What was cool about that was that the more I learned about history and religion and theology and the Bible, the more interesting it was to me – and instead of thinking I was smarter than all these people who believed this stuff I believed when I was a kid but I was smarter than now, I respected my fathers and mothers in the faith. I respected other people’s beliefs. I respected other denominations and traditions. And I knew that there’s plenty of room for lots of ways to understand God. And that made room for me NOT to throw the baby out with the bathwater, but just to know that there’s a lot of stuff that may not be true the way it was for me when I was a kid, but that didn't mean it wasn’t true – I just had a different understanding of it as an adult.
C. S. Lewis was one of the people who helped me through that. So is Anne Lamott.
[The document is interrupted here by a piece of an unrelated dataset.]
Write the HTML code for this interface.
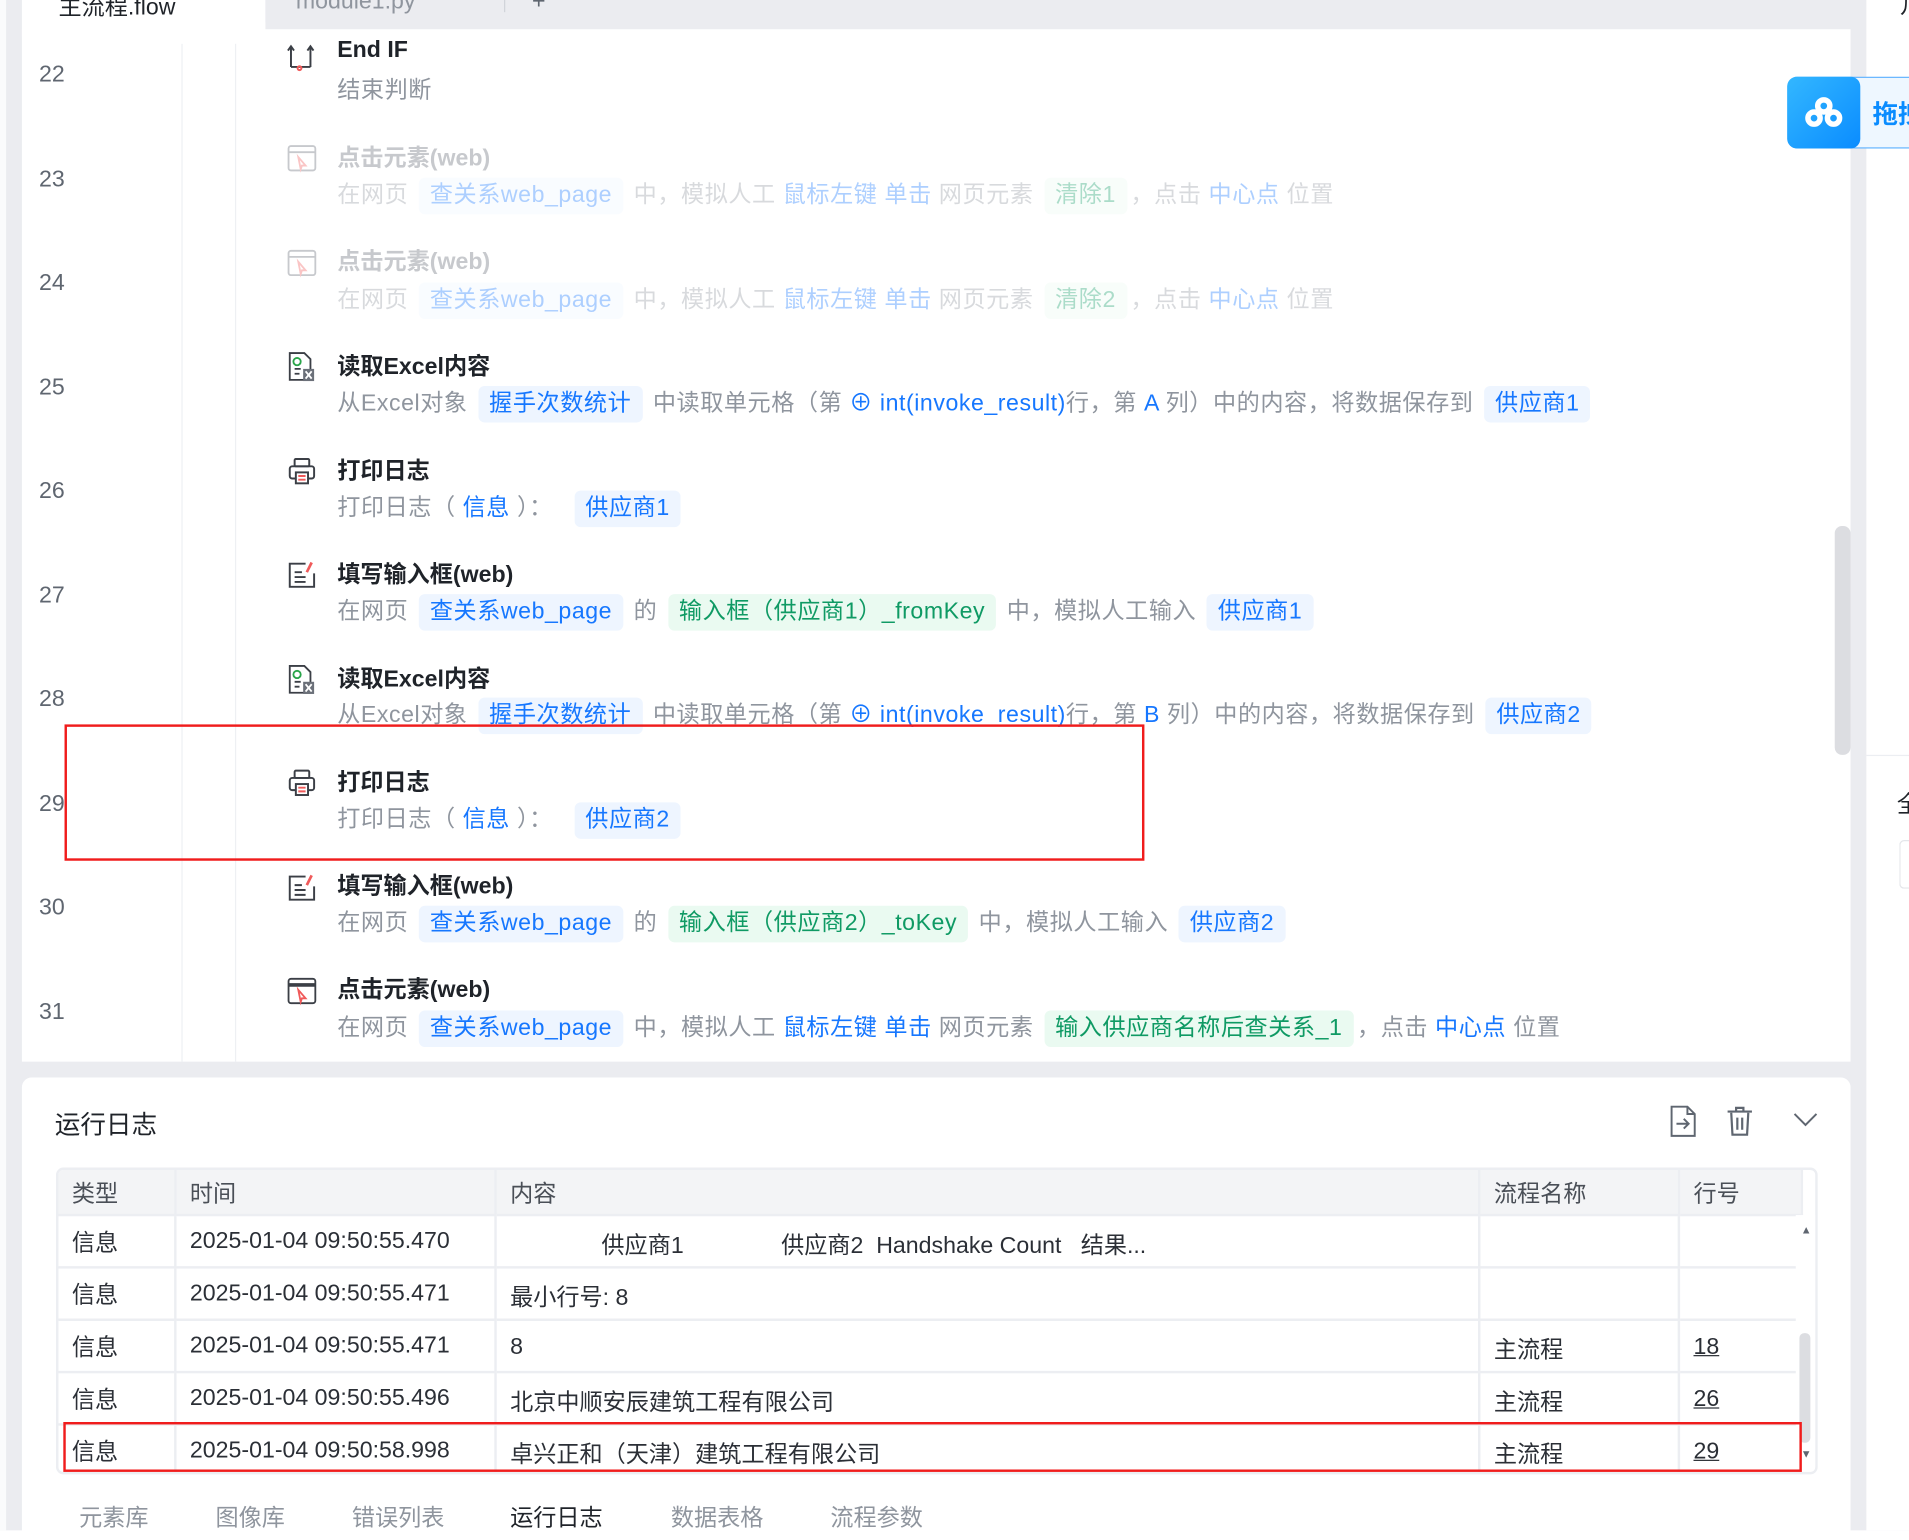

Not bad company.

stumbling toward faith

i have to tell you about this book and give you a quote from it. renee altson writes about her fundamentalist/baptist/whatever christian father. and how he sexually abused her when she was a girl. and how the fundamentalist/baptist/whatever christian church was just another voice of shame and unworthiness. i was reading the first section yesterday and got so sad and angry - i mean, really angry - about the role that the church played in this girl's life. i mean, just fucking mad. i wanted to go to the temple of the fundamentalist church that's about sin and shame and unworthiness, and turn over some tables. lots of them. and tear the walls down.
maybe that's what jesus felt. i bet it was.
that's a big part of the book i'm writing now: that jesus told people that love is all that matters - and that anything that keeps people from experiencing and living in that love, has to go. to be dismantled. to be resisted. and i'm sad to say, but it's true, that much of christianity keeps people from experiencing and living in that love. it imprisons them in shame and dogma. it makes me very sad. and mad. fighting mad. like, really.
read this:
"i wandered through various religions, particularly the ones with strict rules and definitive boundaries. i was baptized a mormon, a jehovah's witness. i flirted with scientology. [altson was raised baptist.] in the end, i came to one conclusoin: the warm acceptance i felt in each of these groups was only there because i was conforming to that group's ideals. the people only loved me because they had to, because it was written in their religion that they treat others well. they only had faith in me because i shared their faith, too.
"the moment i doubted, or strayed, or showed independence, they became vultures. they told me i was unworthy. ...
"i don't even know what 'home' means, except that i long for it. i long to heal, to have this yawning chasm inside of me filled, to believe in something bigger than me, holier than i dare to imagine, more gracious and full of kindness than i dare to wish for."
thank you renee.
i'll let y'all know how it goes as i continue reading renee's book. you may have to help me through it.